— Start —

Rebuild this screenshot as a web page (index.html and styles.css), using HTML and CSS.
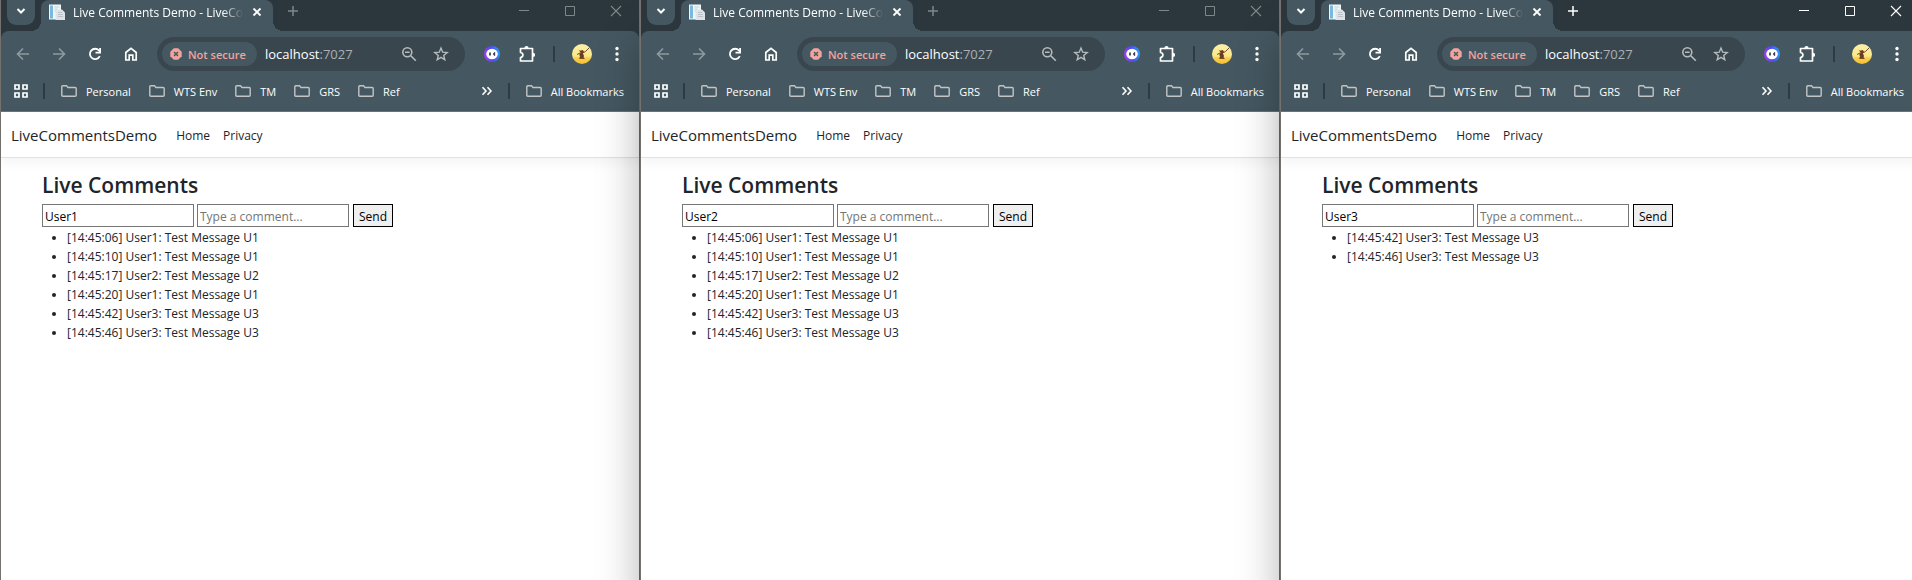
FILE: index.html
```html
<!DOCTYPE html>
<html lang="en">
<head>
<meta charset="utf-8">
<title>Live Comments Demo - LiveCommentsDemo</title>
<link rel="stylesheet" href="styles.css">
</head>
<body>
<svg class="sprite" aria-hidden="true">
  <defs>
    <linearGradient id="ring" x1="0" y1="0.6" x2="1" y2="0.4"><stop offset="0" stop-color="#a03df0"/><stop offset="0.5" stop-color="#4a4cf0"/><stop offset="1" stop-color="#2f9df5"/></linearGradient>
    <linearGradient id="sun" x1="0" y1="0" x2="0" y2="1"><stop offset="0" stop-color="#fbf0a8"/><stop offset="0.6" stop-color="#fae88c"/><stop offset="0.7" stop-color="#f7cf4c"/><stop offset="1" stop-color="#f5c032"/></linearGradient>
  </defs>
  <symbol id="chevron" viewBox="0 0 16 16"><path d="M4.500 6l3.500 3.500L11.500 6" fill="none" stroke="currentColor" stroke-width="2"/></symbol>
  <symbol id="page" viewBox="0 0 16 16"><path d="M0 .5h12v15H0z" fill="#f1f5f8"/><path d="M1 1.500h3v13H1z" fill="#7ab8de"/><path d="M5.500 3h5M5.500 5h3M5.500 7h2" stroke="#c3d0d9"/><path d="M8 5.500h5l3 3V16H6.500V10z" fill="#dfe3e6"/><path d="M9 8.500h4M9 10.500h5M9 12.500h5" stroke="#bcc3c8"/></symbol>
  <symbol id="close" viewBox="0 0 16 16"><path d="M4.500 4.500l7 7M11.500 4.500l-7 7" stroke="currentColor" stroke-width="1.800"/></symbol>
  <symbol id="plus" viewBox="0 0 16 16"><path d="M8 3v10M3 8h10" stroke="currentColor" stroke-width="1.500"/></symbol>
  <symbol id="min" viewBox="0 0 16 16"><path d="M3 7.500h10" stroke="currentColor"/></symbol>
  <symbol id="max" viewBox="0 0 16 16"><path d="M3.500 3.500h9v9h-9z" fill="none" stroke="currentColor"/></symbol>
  <symbol id="exit" viewBox="0 0 16 16"><path d="M3 3l10 10M13 3L3 13" stroke="currentColor" stroke-width="1.100"/></symbol>
  <symbol id="back" viewBox="0 0 16 16"><path d="M14 8H3M8 2.500L2.500 8 8 13.500" fill="none" stroke="currentColor" stroke-width="1.600"/></symbol>
  <symbol id="forward" viewBox="0 0 16 16"><path d="M2 8h11M8 2.500L13.500 8 8 13.500" fill="none" stroke="currentColor" stroke-width="1.600"/></symbol>
  <symbol id="reload" viewBox="0 0 16 16"><path d="M12.800 10.200A5.200 5.200 0 1 1 12 4.500l1 1" fill="none" stroke="currentColor" stroke-width="1.800"/><path d="M14 2v5.500H8.500V5.800h3.700V2z" fill="currentColor"/></symbol>
  <symbol id="home" viewBox="0 0 16 16"><path d="M2.800 14V6.500L8 2.300l5.200 4.200V14H9.800V9.200H6.200V14z" fill="none" stroke="currentColor" stroke-width="1.700"/></symbol>
  <symbol id="danger" viewBox="0 0 12 12"><path d="M3.800.3h4.400l3.500 3.500v4.400l-3.500 3.500H3.800L.3 8.200V3.800z" fill="currentColor"/><path d="M4 4l4 4M8 4L4 8" stroke="#455861" stroke-width="1.500"/></symbol>
  <symbol id="zoomout" viewBox="0 0 16 16"><circle cx="6.300" cy="6.300" r="4.500" fill="none" stroke="currentColor" stroke-width="1.600"/><path d="M9.800 9.800l5 5M4 6.300h4.600" stroke="currentColor" stroke-width="1.600"/></symbol>
  <symbol id="star" viewBox="0 0 16 16"><path d="M8 2l1.700 4.200 4.500.3-3.500 2.900 1.100 4.400L8 11.400l-3.800 2.400 1.100-4.400-3.500-2.900 4.500-.3z" fill="none" stroke="currentColor" stroke-width="1.400"/></symbol>
  <symbol id="ghost" viewBox="0 0 16 16"><circle cx="8" cy="8" r="8" fill="url(#ring)"/><ellipse cx="8" cy="8" rx="5.800" ry="5.200" fill="#fff"/><path d="M6 6.500v3" stroke="#222a44" stroke-width="1.600"/><path d="M11 6.500L9.700 8 11 9.500" fill="none" stroke="#222a44" stroke-width="1.300"/></symbol>
  <symbol id="puzzle" viewBox="0 0 18 18"><path d="M2.500 3.500h12v12.500h-12v-3.500c3.200-.5 3.200-4.500 0-5z" fill="none" stroke="currentColor" stroke-width="1.700" stroke-linejoin="round"/><path d="M6.400 3a2.100 2.100 0 0 1 4.200 0zM15 7.800a2.100 2.100 0 0 1 0 4.200z" fill="currentColor"/></symbol>
  <symbol id="avatar" viewBox="0 0 20 20"><circle cx="10" cy="10" r="10" fill="url(#sun)"/><path d="M6.500 5.500l1.500 1.200 2.500-.7 1.500 1.500-1 2 1 2.500-.5 1.200 1.500 1.800-6-.3 1-2-.7-2.300 1.200-2z" fill="#6d3a22"/><path d="M5 10.500l3-1.500M10.500 9l3-1.500 4-4" fill="none" stroke="#7c4a2c"/></symbol>
  <symbol id="dots" viewBox="0 0 16 16"><g fill="currentColor"><circle cx="8" cy="2.500" r="1.700"/><circle cx="8" cy="8" r="1.700"/><circle cx="8" cy="13.500" r="1.700"/></g></symbol>
  <symbol id="apps" viewBox="0 0 14 14"><path d="M1 1h4v4H1zM9 1h4v4H9zM1 9h4v4H1zM9 9h4v4H9z" fill="none" stroke="currentColor" stroke-width="1.700"/></symbol>
  <symbol id="folder" viewBox="0 0 16 12"><path d="M.8 10V1.800Q.8.800 1.800.800h3.700l1.500 1.700h7.200q1 0 1 1v6.700q0 1-1 1H1.800q-1 0-1-1z" fill="none" stroke="currentColor" stroke-width="1.400"/></symbol>
  <symbol id="more" viewBox="0 0 12 12"><path d="M1.500 2.200L5 6 1.500 9.800M6.500 2.200L10 6 6.500 9.800" fill="none" stroke="currentColor" stroke-width="1.600"/></symbol>
</svg>

<div class="desktop">
  <section class="window">
    <header class="titlebar">
      <button class="tab-search" aria-label="Search tabs"><svg class="i16"><use href="#chevron"/></svg></button>
      <div class="tab"><svg class="i16"><use href="#page"/></svg><span class="tab-title">Live Comments Demo - LiveCommentsDemo</span><button aria-label="Close tab"><svg class="i16"><use href="#close"/></svg></button></div>
      <button class="new-tab" aria-label="New tab"><svg class="i16"><use href="#plus"/></svg></button>
      <div class="controls"><button aria-label="Minimize"><svg class="i16"><use href="#min"/></svg></button><button aria-label="Maximize"><svg class="i16"><use href="#max"/></svg></button><button aria-label="Close"><svg class="i16"><use href="#exit"/></svg></button></div>
    </header>
    <div class="chrome">
      <div class="toolbar">
        <div class="nav-buttons"><button class="dim" aria-label="Back"><svg class="i16"><use href="#back"/></svg></button><button class="dim" aria-label="Forward"><svg class="i16"><use href="#forward"/></svg></button><button aria-label="Reload"><svg class="i16"><use href="#reload"/></svg></button><button aria-label="Home"><svg class="i16"><use href="#home"/></svg></button></div>
        <div class="omnibox"><button class="chip"><svg class="i12"><use href="#danger"/></svg>Not secure</button><span class="url">localhost<span class="port">:7027</span></span><button aria-label="Zoom"><svg class="i16"><use href="#zoomout"/></svg></button><button aria-label="Bookmark this tab"><svg class="i16"><use href="#star"/></svg></button></div>
        <div class="actions"><button aria-label="Assistant"><svg class="i16"><use href="#ghost"/></svg></button><button aria-label="Extensions"><svg class="i18"><use href="#puzzle"/></svg></button><span class="rule"></span><button aria-label="Profile"><svg class="i20"><use href="#avatar"/></svg></button><button aria-label="Menu"><svg class="i16"><use href="#dots"/></svg></button></div>
      </div>
      <nav class="bookmarks">
        <button aria-label="Apps"><svg class="i14"><use href="#apps"/></svg></button><span class="rule"></span>
        <a href="#"><svg class="folder"><use href="#folder"/></svg>Personal</a><a href="#"><svg class="folder"><use href="#folder"/></svg>WTS Env</a><a href="#"><svg class="folder"><use href="#folder"/></svg>TM</a><a href="#"><svg class="folder"><use href="#folder"/></svg>GRS</a><a href="#"><svg class="folder"><use href="#folder"/></svg>Ref</a>
        <button class="overflow" aria-label="More bookmarks"><svg class="i12"><use href="#more"/></svg></button><span class="rule"></span><a href="#"><svg class="folder"><use href="#folder"/></svg>All Bookmarks</a>
      </nav>
    </div>
    <nav class="site-nav"><a class="brand" href="#">LiveCommentsDemo</a><a href="#">Home</a><a href="#">Privacy</a></nav>
    <main>
      <h1>Live Comments</h1>
      <form><input type="text" aria-label="User" value="User1"><input type="text" aria-label="Comment" placeholder="Type a comment..."><button type="button">Send</button></form>
      <ul>
        <li>[14:45:06] User1: Test Message U1</li>
        <li>[14:45:10] User1: Test Message U1</li>
        <li>[14:45:17] User2: Test Message U2</li>
        <li>[14:45:20] User1: Test Message U1</li>
        <li>[14:45:42] User3: Test Message U3</li>
        <li>[14:45:46] User3: Test Message U3</li>
      </ul>
    </main>
  </section>

  <section class="window">
    <header class="titlebar">
      <button class="tab-search" aria-label="Search tabs"><svg class="i16"><use href="#chevron"/></svg></button>
      <div class="tab"><svg class="i16"><use href="#page"/></svg><span class="tab-title">Live Comments Demo - LiveCommentsDemo</span><button aria-label="Close tab"><svg class="i16"><use href="#close"/></svg></button></div>
      <button class="new-tab" aria-label="New tab"><svg class="i16"><use href="#plus"/></svg></button>
      <div class="controls"><button aria-label="Minimize"><svg class="i16"><use href="#min"/></svg></button><button aria-label="Maximize"><svg class="i16"><use href="#max"/></svg></button><button aria-label="Close"><svg class="i16"><use href="#exit"/></svg></button></div>
    </header>
    <div class="chrome">
      <div class="toolbar">
        <div class="nav-buttons"><button class="dim" aria-label="Back"><svg class="i16"><use href="#back"/></svg></button><button class="dim" aria-label="Forward"><svg class="i16"><use href="#forward"/></svg></button><button aria-label="Reload"><svg class="i16"><use href="#reload"/></svg></button><button aria-label="Home"><svg class="i16"><use href="#home"/></svg></button></div>
        <div class="omnibox"><button class="chip"><svg class="i12"><use href="#danger"/></svg>Not secure</button><span class="url">localhost<span class="port">:7027</span></span><button aria-label="Zoom"><svg class="i16"><use href="#zoomout"/></svg></button><button aria-label="Bookmark this tab"><svg class="i16"><use href="#star"/></svg></button></div>
        <div class="actions"><button aria-label="Assistant"><svg class="i16"><use href="#ghost"/></svg></button><button aria-label="Extensions"><svg class="i18"><use href="#puzzle"/></svg></button><span class="rule"></span><button aria-label="Profile"><svg class="i20"><use href="#avatar"/></svg></button><button aria-label="Menu"><svg class="i16"><use href="#dots"/></svg></button></div>
      </div>
      <nav class="bookmarks">
        <button aria-label="Apps"><svg class="i14"><use href="#apps"/></svg></button><span class="rule"></span>
        <a href="#"><svg class="folder"><use href="#folder"/></svg>Personal</a><a href="#"><svg class="folder"><use href="#folder"/></svg>WTS Env</a><a href="#"><svg class="folder"><use href="#folder"/></svg>TM</a><a href="#"><svg class="folder"><use href="#folder"/></svg>GRS</a><a href="#"><svg class="folder"><use href="#folder"/></svg>Ref</a>
        <button class="overflow" aria-label="More bookmarks"><svg class="i12"><use href="#more"/></svg></button><span class="rule"></span><a href="#"><svg class="folder"><use href="#folder"/></svg>All Bookmarks</a>
      </nav>
    </div>
    <nav class="site-nav"><a class="brand" href="#">LiveCommentsDemo</a><a href="#">Home</a><a href="#">Privacy</a></nav>
    <main>
      <h1>Live Comments</h1>
      <form><input type="text" aria-label="User" value="User2"><input type="text" aria-label="Comment" placeholder="Type a comment..."><button type="button">Send</button></form>
      <ul>
        <li>[14:45:06] User1: Test Message U1</li>
        <li>[14:45:10] User1: Test Message U1</li>
        <li>[14:45:17] User2: Test Message U2</li>
        <li>[14:45:20] User1: Test Message U1</li>
        <li>[14:45:42] User3: Test Message U3</li>
        <li>[14:45:46] User3: Test Message U3</li>
      </ul>
    </main>
  </section>

  <section class="window active">
    <header class="titlebar">
      <button class="tab-search" aria-label="Search tabs"><svg class="i16"><use href="#chevron"/></svg></button>
      <div class="tab"><svg class="i16"><use href="#page"/></svg><span class="tab-title">Live Comments Demo - LiveCommentsDemo</span><button aria-label="Close tab"><svg class="i16"><use href="#close"/></svg></button></div>
      <button class="new-tab" aria-label="New tab"><svg class="i16"><use href="#plus"/></svg></button>
      <div class="controls"><button aria-label="Minimize"><svg class="i16"><use href="#min"/></svg></button><button aria-label="Maximize"><svg class="i16"><use href="#max"/></svg></button><button aria-label="Close"><svg class="i16"><use href="#exit"/></svg></button></div>
    </header>
    <div class="chrome">
      <div class="toolbar">
        <div class="nav-buttons"><button class="dim" aria-label="Back"><svg class="i16"><use href="#back"/></svg></button><button class="dim" aria-label="Forward"><svg class="i16"><use href="#forward"/></svg></button><button aria-label="Reload"><svg class="i16"><use href="#reload"/></svg></button><button aria-label="Home"><svg class="i16"><use href="#home"/></svg></button></div>
        <div class="omnibox"><button class="chip"><svg class="i12"><use href="#danger"/></svg>Not secure</button><span class="url">localhost<span class="port">:7027</span></span><button aria-label="Zoom"><svg class="i16"><use href="#zoomout"/></svg></button><button aria-label="Bookmark this tab"><svg class="i16"><use href="#star"/></svg></button></div>
        <div class="actions"><button aria-label="Assistant"><svg class="i16"><use href="#ghost"/></svg></button><button aria-label="Extensions"><svg class="i18"><use href="#puzzle"/></svg></button><span class="rule"></span><button aria-label="Profile"><svg class="i20"><use href="#avatar"/></svg></button><button aria-label="Menu"><svg class="i16"><use href="#dots"/></svg></button></div>
      </div>
      <nav class="bookmarks">
        <button aria-label="Apps"><svg class="i14"><use href="#apps"/></svg></button><span class="rule"></span>
        <a href="#"><svg class="folder"><use href="#folder"/></svg>Personal</a><a href="#"><svg class="folder"><use href="#folder"/></svg>WTS Env</a><a href="#"><svg class="folder"><use href="#folder"/></svg>TM</a><a href="#"><svg class="folder"><use href="#folder"/></svg>GRS</a><a href="#"><svg class="folder"><use href="#folder"/></svg>Ref</a>
        <button class="overflow" aria-label="More bookmarks"><svg class="i12"><use href="#more"/></svg></button><span class="rule"></span><a href="#"><svg class="folder"><use href="#folder"/></svg>All Bookmarks</a>
      </nav>
    </div>
    <nav class="site-nav"><a class="brand" href="#">LiveCommentsDemo</a><a href="#">Home</a><a href="#">Privacy</a></nav>
    <main>
      <h1>Live Comments</h1>
      <form><input type="text" aria-label="User" value="User3"><input type="text" aria-label="Comment" placeholder="Type a comment..."><button type="button">Send</button></form>
      <ul>
        <li>[14:45:42] User3: Test Message U3</li>
        <li>[14:45:46] User3: Test Message U3</li>
      </ul>
    </main>
  </section>
</div>
</body>
</html>
```

FILE: styles.css
```css
:root {
  --frame: #2c373d;
  --bar: #455861;
  --field: #39464e;
  --edge: #75716f;
}
* { box-sizing: border-box; }
body { margin: 0; overflow: hidden; font: 12px/19px "Open Sans", "Noto Sans", sans-serif; color: #212529; }
a { color: inherit; text-decoration: none; }
button { padding: 0; border: 0; background: none; font: inherit; color: inherit; }
svg { display: block; flex: none; }
.sprite { position: absolute; width: 0; height: 0; }
.i12 { width: 12px; height: 12px; }
.i14 { width: 14px; height: 14px; }
.i16 { width: 16px; height: 16px; }
.i18 { width: 18px; height: 18px; }
.i20 { width: 20px; height: 20px; }
.folder { width: 16px; height: 12px; color: #c3c4c5; }

/* The last window runs 8px past the right edge of the desktop. */
.desktop { display: grid; grid-template-columns: repeat(3, 1fr); width: calc(100% + 8px); min-height: 100vh; }
.window { min-width: 0; background: #fff; border: solid var(--edge); border-width: 0 1px; box-shadow: 0 40px 40px rgba(0, 0, 0, 0.3); }

.titlebar { display: flex; align-items: flex-start; height: 31px; padding-left: 6px; background: var(--frame); color: #808789; }
.tab-search { display: grid; place-items: center; width: 28px; height: 25px; padding-bottom: 3px; border-radius: 0 0 9px 9px; background: var(--bar); color: #fff; }
.tab { position: relative; display: flex; align-items: center; width: 232px; height: 31px; margin-left: 6px; padding: 0 8px 7px; background: var(--bar); color: #fff; border-radius: 8px 8px 0 0; }
.tab::before, .tab::after { content: ""; position: absolute; bottom: 0; width: 10px; height: 10px; }
.tab::before { right: 100%; background: radial-gradient(circle at 0 0, transparent 10px, var(--bar) 10px); }
.tab::after { left: 100%; background: radial-gradient(circle at 100% 0, transparent 10px, var(--bar) 10px); }
.tab-title { flex: 1; margin: 0 6px 0 8px; overflow: hidden; white-space: nowrap; -webkit-mask-image: linear-gradient(90deg, #000 88%, transparent); mask-image: linear-gradient(90deg, #000 88%, transparent); }
.new-tab { margin: 3px 0 0 12px; }
.controls { display: flex; gap: 30px; margin: 3px 15px 0 auto; }
.active .titlebar { color: #fff; }

.chrome { background: linear-gradient(var(--frame) 10px, var(--bar) 10px); border-bottom: 1px solid #667780; color: #fff; }
.toolbar { display: flex; align-items: center; height: 43px; padding: 3px 14px 0; background: var(--bar); border-radius: 8px 8px 0 0; }
.nav-buttons { display: flex; gap: 20px; }
.dim { color: #8f9a9f; }
.omnibox { flex: 1; display: flex; align-items: center; gap: 16px; height: 34px; margin: 0 18px; padding: 0 16px 0 5px; border-radius: 17px; background: var(--field); color: #b5babd; }
.chip { display: flex; align-items: center; gap: 6px; width: 95px; height: 24px; padding-left: 8px; border-radius: 12px; background: var(--bar); color: #f2a49c; font-weight: 600; font-size: 11px; white-space: nowrap; }
.url { flex: 1; margin-left: -8px; font-size: 13px; color: #fff; }
.port { color: #aab0b3; }
.actions { display: flex; align-items: center; gap: 17px; }
.actions button { display: grid; place-items: center; min-width: 18px; }
.actions button:last-child { min-width: 16px; }
.rule { width: 2px; height: 16px; background: #2f3b42; }

.bookmarks { display: flex; align-items: center; height: 37px; padding: 0 15px 3px 13px; font-size: 11px; }
.bookmarks a { display: flex; align-items: center; gap: 9px; margin-right: 18px; white-space: nowrap; }
.bookmarks .rule { margin: 0 16px 0 15px; }
.bookmarks a:last-child { margin-right: 0; }
.overflow { margin-left: auto; }

.site-nav { display: flex; align-items: center; gap: 13px; height: 46px; padding: 1px 10px 0; border-bottom: 1px solid #dee2e6; box-shadow: 0 4px 12px rgba(0, 0, 0, 0.05); }
.brand { margin-right: 6px; font-size: 15px; }

main { padding: 14px 41px; }
h1 { margin: 0 0 5px; font-size: 21px; line-height: 27px; font-weight: 600; }
form { display: flex; gap: 3px; }
input { width: 152px; height: 23px; padding: 2px 2px 0; border: 1px solid #767676; border-radius: 0; background: #fff; color: #000; font: inherit; }
input::placeholder { color: #757575; }
form button { width: 40px; height: 23px; margin-left: 1px; padding-top: 1px; border: 1px solid #000; background: #efefef; color: #000; }
ul { margin: 0; padding: 1px 0 0 25px; }
```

— End —

» **Written problem**:
Your answer should be a single number: how many lines of the material contain the word "styles".

» **Result**:
3